PROVIDED MATERIAL =>
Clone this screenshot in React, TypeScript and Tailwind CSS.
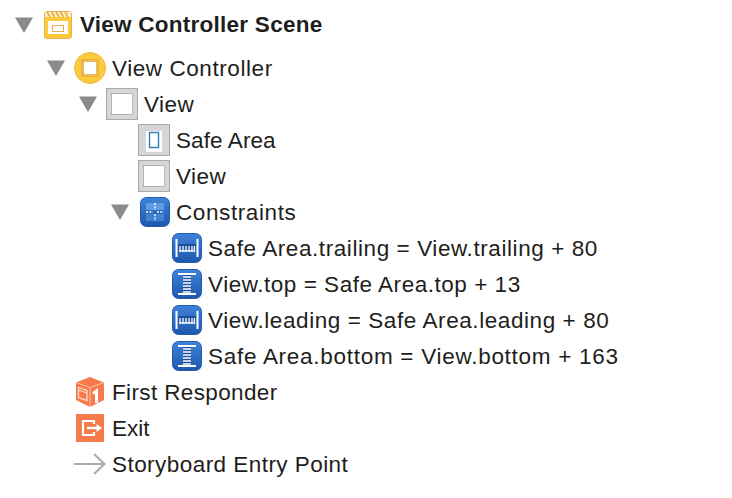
import React from "react";

const Tri = () => (
  <svg width="18" height="16" viewBox="0 0 18 16" className="-ml-px block">
    <path d="M0 0.5H18L9 16Z" fill="#8a8a8a" />
  </svg>
);

const SceneIcon = () => (
  <svg width="28" height="28" viewBox="0 0 28 28">
    <rect x="0.5" y="0.5" width="27" height="27" rx="2.5" fill="#fdca3c" stroke="#e8b04c" />
    <rect x="1" y="1" width="26" height="5" fill="#fdf0cc" />
    <path d="M3 1l3 5M7.500 1l3 5M12 1l3 5M16.500 1l3 5M21 1l3 5" stroke="#e8ad3c" strokeWidth="1.6" />
    <rect x="4" y="10" width="20" height="13" fill="#fff" />
    <rect x="8.500" y="14.500" width="11" height="6" fill="#fff" stroke="#e8b04c" />
  </svg>
);

const VCIcon = () => (
  <svg width="32" height="32" viewBox="0 0 32 32">
    <circle cx="16" cy="16" r="15.500" fill="#fdca3c" stroke="#f0b544" />
    <rect x="7.500" y="7.500" width="17" height="17" fill="#f7bd3c" stroke="#e9ae48" />
    <rect x="9.500" y="9.500" width="13" height="13" fill="#fff" stroke="#d8a040" strokeWidth="1" strokeDasharray="1.500 1" />
  </svg>
);

const ViewIcon = ({ safe }: { safe?: boolean }) => (
  <svg width="32" height="32" viewBox="0 0 32 32">
    <rect x="0.500" y="0.500" width="31" height="31" fill="#d6d6d6" stroke="#a9a9a9" />
    {safe ? (
      <>
        <rect x="8" y="7" width="16" height="21" fill="#fff" />
        <rect x="11.500" y="8.500" width="9" height="15" fill="#fff" stroke="#2f7fb8" strokeWidth="1.400" />
      </>
    ) : (
      <rect x="5.500" y="5.500" width="21" height="21" fill="#fff" stroke="#b4b4b4" />
    )}
  </svg>
);

const Blue = ({ children }: { children: React.ReactNode }) => (
  <svg width="30" height="30" viewBox="0 0 30 30">
    <defs>
      <linearGradient id="bl" x1="0" y1="0" x2="0" y2="1">
        <stop offset="0" stopColor="#3f83d8" />
        <stop offset="1" stopColor="#1d58ae" />
      </linearGradient>
    </defs>
    <rect x="0.500" y="0.500" width="29" height="29" rx="6" fill="url(#bl)" stroke="#1f5cb0" />
    {children}
  </svg>
);

const ConstraintsIcon = () => (
  <Blue>
    <rect x="6" y="6" width="18" height="7" fill="#5f9ae4" />
    <rect x="6" y="13" width="18" height="4" fill="#2a66bb" />
    <rect x="6" y="17" width="18" height="7" fill="#4581d2" />
    <path d="M15 6v7M15 17v7M6 15h7M17 15h7" stroke="#fff" strokeWidth="1.300" strokeDasharray="2 1.300" />
  </Blue>
);

const HIcon = () => (
  <Blue>
    <path d="M4.500 6v18M25.500 6v18" stroke="#fff" strokeWidth="2" />
    <rect x="6" y="11" width="18" height="7" fill="#1c4f9e" />
    <path d="M7 18h16" stroke="#fff" strokeWidth="1.500" />
    <path d="M8 13v5M11 13v5M14 13v5M17 13v5M20 13v5M22.500 13v5" stroke="#fff" strokeWidth="1.300" />
  </Blue>
);

const VIcon = () => (
  <Blue>
    <path d="M6 5h18M6 25h18" stroke="#fff" strokeWidth="2" />
    <rect x="11" y="6" width="8" height="18" fill="#1c4f9e" />
    <path d="M11 8h8M11 11h8M11 14h8M11 17h8M11 20h8M11 23h8" stroke="#fff" strokeWidth="1.500" />
  </Blue>
);

const CubeIcon = () => (
  <svg width="28" height="30" viewBox="0 0 28 30">
    <path d="M14 0L28 5.500V23L14 30L0 23V5.500Z" fill="#f77b4a" />
    <path d="M0 5.500L14 10.500L28 5.500" fill="none" stroke="#fbc3a8" strokeWidth="1" />
    <path d="M14 10.500V30" stroke="#fbc3a8" strokeWidth="1" />
    <path d="M2.500 10.500L11 13.500V23.500L2.500 20.500Z" fill="none" stroke="#fde0d2" strokeWidth="1.300" />
    <path d="M2.500 13L11 16" stroke="#fde0d2" strokeWidth="1" />
    <path d="M17 16.500L20.500 14V26" fill="none" stroke="#fff" strokeWidth="3" />
  </svg>
);

const ExitIcon = () => (
  <svg width="28" height="28" viewBox="0 0 28 28">
    <rect width="28" height="28" fill="#f77b4a" />
    <path d="M18 10V7H7V21H18V18" fill="none" stroke="#fff" strokeWidth="2.200" />
    <path d="M11 14H21" stroke="#fff" strokeWidth="2.400" />
    <path d="M20.500 10L26 14L20.500 18Z" fill="#fff" />
  </svg>
);

const ArrowIcon = () => (
  <svg width="32" height="22" viewBox="0 0 32 22">
    <path d="M0 11H31M20 1L30.500 11L20 21" fill="none" stroke="#ababab" strokeWidth="2" />
  </svg>
);

const Row = ({
  pad,
  open,
  icon,
  label,
  track = "tracking-[0.5px]",
}: {
  pad: string;
  open?: boolean;
  icon: React.ReactNode;
  label: string;
  track?: string;
}) => (
  <div className={`flex h-9 items-center ${pad}`}>
    <div className="w-[26px] shrink-0">{open && <Tri />}</div>
    <div className="flex w-8 shrink-0 items-center justify-end">{icon}</div>
    <span className={`ml-1.5 whitespace-nowrap pt-0.5 text-[22.5px] leading-none ${track}`}>{label}</span>
  </div>
);

export default function App() {
  return (
    <div className="h-[498px] w-[732px] overflow-hidden bg-white font-['Liberation_Sans',sans-serif] text-[#1e1e20]">
      <div className="flex h-[50px] items-center pl-4">
        <div className="w-[26px] shrink-0">
          <Tri />
        </div>
        <div className="flex w-8 shrink-0 items-center justify-center">
          <SceneIcon />
        </div>
        <span className="ml-1.5 whitespace-nowrap text-[22.5px] font-bold leading-none tracking-[0.25px]">View Controller Scene</span>
      </div>
      <Row pad="pl-12" open icon={<VCIcon />} label="View Controller" track="tracking-[0.57px]" />
      <Row pad="pl-20" open icon={<ViewIcon />} label="View" />
      <Row pad="pl-28" icon={<ViewIcon safe />} label="Safe Area" track="tracking-[0.1px]" />
      <Row pad="pl-28" icon={<ViewIcon />} label="View" />
      <Row pad="pl-28" open icon={<ConstraintsIcon />} label="Constraints" track="tracking-[0.6px]" />
      <Row pad="pl-36" icon={<HIcon />} label="Safe Area.trailing = View.trailing + 80" track="tracking-[0.58px]" />
      <Row pad="pl-36" icon={<VIcon />} label="View.top = Safe Area.top + 13" track="tracking-[0.53px]" />
      <Row pad="pl-36" icon={<HIcon />} label="View.leading = Safe Area.leading + 80" track="tracking-[0.58px]" />
      <Row pad="pl-36" icon={<VIcon />} label="Safe Area.bottom = View.bottom + 163" track="tracking-[0.72px]" />
      <Row pad="pl-12" icon={<div className="mr-0.5"><CubeIcon /></div>} label="First Responder" track="tracking-[0.37px]" />
      <Row pad="pl-12" icon={<div className="mr-0.5"><ExitIcon /></div>} label="Exit" track="tracking-[0px]" />
      <Row pad="pl-12" icon={<ArrowIcon />} label="Storyboard Entry Point" track="tracking-[0.45px]" />
    </div>
  );
}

WHAT YOU WILL DO => Reproduce the material word for word. Any pictures should be left out of the copy.

EXERCISE RESULT =>
Clone this screenshot in React, TypeScript and Tailwind CSS.
import React from "react";

const Tri = () => (
  <svg width="18" height="16" viewBox="0 0 18 16" className="-ml-px block">
    <path d="M0 0.5H18L9 16Z" fill="#8a8a8a" />
  </svg>
);

const SceneIcon = () => (
  <svg width="28" height="28" viewBox="0 0 28 28">
    <rect x="0.5" y="0.5" width="27" height="27" rx="2.5" fill="#fdca3c" stroke="#e8b04c" />
    <rect x="1" y="1" width="26" height="5" fill="#fdf0cc" />
    <path d="M3 1l3 5M7.500 1l3 5M12 1l3 5M16.500 1l3 5M21 1l3 5" stroke="#e8ad3c" strokeWidth="1.6" />
    <rect x="4" y="10" width="20" height="13" fill="#fff" />
    <rect x="8.500" y="14.500" width="11" height="6" fill="#fff" stroke="#e8b04c" />
  </svg>
);

const VCIcon = () => (
  <svg width="32" height="32" viewBox="0 0 32 32">
    <circle cx="16" cy="16" r="15.500" fill="#fdca3c" stroke="#f0b544" />
    <rect x="7.500" y="7.500" width="17" height="17" fill="#f7bd3c" stroke="#e9ae48" />
    <rect x="9.500" y="9.500" width="13" height="13" fill="#fff" stroke="#d8a040" strokeWidth="1" strokeDasharray="1.500 1" />
  </svg>
);

const ViewIcon = ({ safe }: { safe?: boolean }) => (
  <svg width="32" height="32" viewBox="0 0 32 32">
    <rect x="0.500" y="0.500" width="31" height="31" fill="#d6d6d6" stroke="#a9a9a9" />
    {safe ? (
      <>
        <rect x="8" y="7" width="16" height="21" fill="#fff" />
        <rect x="11.500" y="8.500" width="9" height="15" fill="#fff" stroke="#2f7fb8" strokeWidth="1.400" />
      </>
    ) : (
      <rect x="5.500" y="5.500" width="21" height="21" fill="#fff" stroke="#b4b4b4" />
    )}
  </svg>
);

const Blue = ({ children }: { children: React.ReactNode }) => (
  <svg width="30" height="30" viewBox="0 0 30 30">
    <defs>
      <linearGradient id="bl" x1="0" y1="0" x2="0" y2="1">
        <stop offset="0" stopColor="#3f83d8" />
        <stop offset="1" stopColor="#1d58ae" />
      </linearGradient>
    </defs>
    <rect x="0.500" y="0.500" width="29" height="29" rx="6" fill="url(#bl)" stroke="#1f5cb0" />
    {children}
  </svg>
);

const ConstraintsIcon = () => (
  <Blue>
    <rect x="6" y="6" width="18" height="7" fill="#5f9ae4" />
    <rect x="6" y="13" width="18" height="4" fill="#2a66bb" />
    <rect x="6" y="17" width="18" height="7" fill="#4581d2" />
    <path d="M15 6v7M15 17v7M6 15h7M17 15h7" stroke="#fff" strokeWidth="1.300" strokeDasharray="2 1.300" />
  </Blue>
);

const HIcon = () => (
  <Blue>
    <path d="M4.500 6v18M25.500 6v18" stroke="#fff" strokeWidth="2" />
    <rect x="6" y="11" width="18" height="7" fill="#1c4f9e" />
    <path d="M7 18h16" stroke="#fff" strokeWidth="1.500" />
    <path d="M8 13v5M11 13v5M14 13v5M17 13v5M20 13v5M22.500 13v5" stroke="#fff" strokeWidth="1.300" />
  </Blue>
);

const VIcon = () => (
  <Blue>
    <path d="M6 5h18M6 25h18" stroke="#fff" strokeWidth="2" />
    <rect x="11" y="6" width="8" height="18" fill="#1c4f9e" />
    <path d="M11 8h8M11 11h8M11 14h8M11 17h8M11 20h8M11 23h8" stroke="#fff" strokeWidth="1.500" />
  </Blue>
);

const CubeIcon = () => (
  <svg width="28" height="30" viewBox="0 0 28 30">
    <path d="M14 0L28 5.500V23L14 30L0 23V5.500Z" fill="#f77b4a" />
    <path d="M0 5.500L14 10.500L28 5.500" fill="none" stroke="#fbc3a8" strokeWidth="1" />
    <path d="M14 10.500V30" stroke="#fbc3a8" strokeWidth="1" />
    <path d="M2.500 10.500L11 13.500V23.500L2.500 20.500Z" fill="none" stroke="#fde0d2" strokeWidth="1.300" />
    <path d="M2.500 13L11 16" stroke="#fde0d2" strokeWidth="1" />
    <path d="M17 16.500L20.500 14V26" fill="none" stroke="#fff" strokeWidth="3" />
  </svg>
);

const ExitIcon = () => (
  <svg width="28" height="28" viewBox="0 0 28 28">
    <rect width="28" height="28" fill="#f77b4a" />
    <path d="M18 10V7H7V21H18V18" fill="none" stroke="#fff" strokeWidth="2.200" />
    <path d="M11 14H21" stroke="#fff" strokeWidth="2.400" />
    <path d="M20.500 10L26 14L20.500 18Z" fill="#fff" />
  </svg>
);

const ArrowIcon = () => (
  <svg width="32" height="22" viewBox="0 0 32 22">
    <path d="M0 11H31M20 1L30.500 11L20 21" fill="none" stroke="#ababab" strokeWidth="2" />
  </svg>
);

const Row = ({
  pad,
  open,
  icon,
  label,
  track = "tracking-[0.5px]",
}: {
  pad: string;
  open?: boolean;
  icon: React.ReactNode;
  label: string;
  track?: string;
}) => (
  <div className={`flex h-9 items-center ${pad}`}>
    <div className="w-[26px] shrink-0">{open && <Tri />}</div>
    <div className="flex w-8 shrink-0 items-center justify-end">{icon}</div>
    <span className={`ml-1.5 whitespace-nowrap pt-0.5 text-[22.5px] leading-none ${track}`}>{label}</span>
  </div>
);

export default function App() {
  return (
    <div className="h-[498px] w-[732px] overflow-hidden bg-white font-['Liberation_Sans',sans-serif] text-[#1e1e20]">
      <div className="flex h-[50px] items-center pl-4">
        <div className="w-[26px] shrink-0">
          <Tri />
        </div>
        <div className="flex w-8 shrink-0 items-center justify-center">
          <SceneIcon />
        </div>
        <span className="ml-1.5 whitespace-nowrap text-[22.5px] font-bold leading-none tracking-[0.25px]">View Controller Scene</span>
      </div>
      <Row pad="pl-12" open icon={<VCIcon />} label="View Controller" track="tracking-[0.57px]" />
      <Row pad="pl-20" open icon={<ViewIcon />} label="View" />
      <Row pad="pl-28" icon={<ViewIcon safe />} label="Safe Area" track="tracking-[0.1px]" />
      <Row pad="pl-28" icon={<ViewIcon />} label="View" />
      <Row pad="pl-28" open icon={<ConstraintsIcon />} label="Constraints" track="tracking-[0.6px]" />
      <Row pad="pl-36" icon={<HIcon />} label="Safe Area.trailing = View.trailing + 80" track="tracking-[0.58px]" />
      <Row pad="pl-36" icon={<VIcon />} label="View.top = Safe Area.top + 13" track="tracking-[0.53px]" />
      <Row pad="pl-36" icon={<HIcon />} label="View.leading = Safe Area.leading + 80" track="tracking-[0.58px]" />
      <Row pad="pl-36" icon={<VIcon />} label="Safe Area.bottom = View.bottom + 163" track="tracking-[0.72px]" />
      <Row pad="pl-12" icon={<div className="mr-0.5"><CubeIcon /></div>} label="First Responder" track="tracking-[0.37px]" />
      <Row pad="pl-12" icon={<div className="mr-0.5"><ExitIcon /></div>} label="Exit" track="tracking-[0px]" />
      <Row pad="pl-12" icon={<ArrowIcon />} label="Storyboard Entry Point" track="tracking-[0.45px]" />
    </div>
  );
}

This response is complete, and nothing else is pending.